India has big stakes in the US and the EU, which together account for about 65 per cent of this country’s total textiles exports. But the import duties applied by them are high enough – 15 to 32 per cent in the US and 12 per cent in the EU. India operates on a rate of 10 per cent. There is also a difference between the average industrial tariffs and tariffs levied on exports of interest to the Third world. In the US, the average tariff ranges from 3 per cent to 12 per cent on garments and from 15-32 per cent on other textile products, In the EU, the average is around 3 per cent and 12 per cent on garments whereas the average in India is between 7 and 8 per cent. For some products, the tariffs have been bound at 20 per cent and 35 per cent.

Meanwhile, there are expectations of that the global economic recovery will be strengthened in 2017 because of growth in emerging and developing economies, which still account for a substantial share in global economic growth. This is despite the projection of uneven economic growth across countries as well as weaker compared to last three years. Increased net capital outflows from emerging markets could lead to further depreciation of their currencies, eventually triggering balance sheet effects.

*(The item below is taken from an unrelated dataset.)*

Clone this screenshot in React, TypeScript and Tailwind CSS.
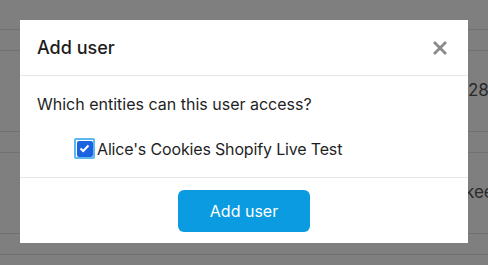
import { useState } from 'react'

const rows = [
  { right: '28', pad: 'pl-[468px]' },
  { right: 'kee', pad: 'pl-[465px]' },
  { right: '', pad: 'pl-[468px]' },
]

export default function App() {
  const [checked, setChecked] = useState(true)

  return (
    <div className="relative h-[265px] w-[488px] overflow-hidden bg-white font-['Inter',sans-serif] text-[#222]">
      {/* page behind the overlay */}
      <div className="flex flex-col pt-[29px]">
        {rows.map((row, i) => (
          <div key={i}>
            <div className="h-[22px] border-y border-[#e2e2e2]" />
            <div className={`flex h-[80px] items-center whitespace-nowrap text-[17px] text-[#555] ${row.pad}`}>
              {row.right}
            </div>
          </div>
        ))}
      </div>
      <div className="absolute inset-0 bg-black/50" />

      {/* modal */}
      <div className="absolute left-[20px] top-[20px] flex w-[448px] flex-col bg-white">
        <div className="flex h-[56px] items-center justify-between border-b border-[#e6e6e6] pl-[17px] pr-[21px]">
          <h2 className="text-[18px] font-medium text-[#1c1c1c]">Add user</h2>
          <button className="flex h-[14px] w-[14px] items-center justify-center text-[#8a8a8a]">
            <svg width="14" height="14" viewBox="0 0 14 14">
              <path d="M1 1L13 13M13 1L1 13" stroke="currentColor" strokeWidth="2.8" />
            </svg>
          </button>
        </div>
        <div className="flex h-[101px] flex-col px-[17px] pt-[18px]">
          <p className="text-[16px] leading-[20px] text-[#1f1f1f]">Which entities can this user access?</p>
          <label className="mt-[24px] flex items-center gap-[2px] pl-[37px]">
            <span
              onClick={() => setChecked(!checked)}
              className="flex h-[21px] w-[21px] items-center justify-center rounded-[2px] border-2 border-[#5bb8f0]"
            >
              <span className="flex h-[16px] w-[16px] items-center justify-center rounded-[2px] bg-[#1b62e0]">
                {checked && (
                  <svg width="11" height="9" viewBox="0 0 11 9">
                    <path d="M1.5 4.5L4.2 7L9.5 1.5" fill="none" stroke="white" strokeWidth="2" />
                  </svg>
                )}
              </span>
            </span>
            <span className="text-[16px] leading-[20px] tracking-[-0.01em] text-[#1f1f1f]">
              Alice's Cookies Shopify Live Test
            </span>
          </label>
        </div>
        <div className="flex h-[66px] items-start justify-center border-t border-[#e6e6e6] pt-[12px]">
          <button className="h-[42px] w-[132px] rounded-[6px] bg-[#0a9be0] text-[16px] text-white">
            Add user
          </button>
        </div>
      </div>
    </div>
  )
}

Global economic growth was projected out 3.1 per cent in 2016.

India’s real GDP growth (at constant prices) is estimated at 7.6 per cent in 2015-16 compared to 7.1 in the preceding year. India has made striking progress in its contribution to the GDP growth in Purchasing Power Party (PPP) terms. India’s contribution to global growth in PPP terms increased from an average of 8.3 per cent during 2001 – 2007 to 14.4 per cent in 2014. India’s share in world GDP has increased from an average by 7.1 per cent between 2014 and 2015 in current PPP terms.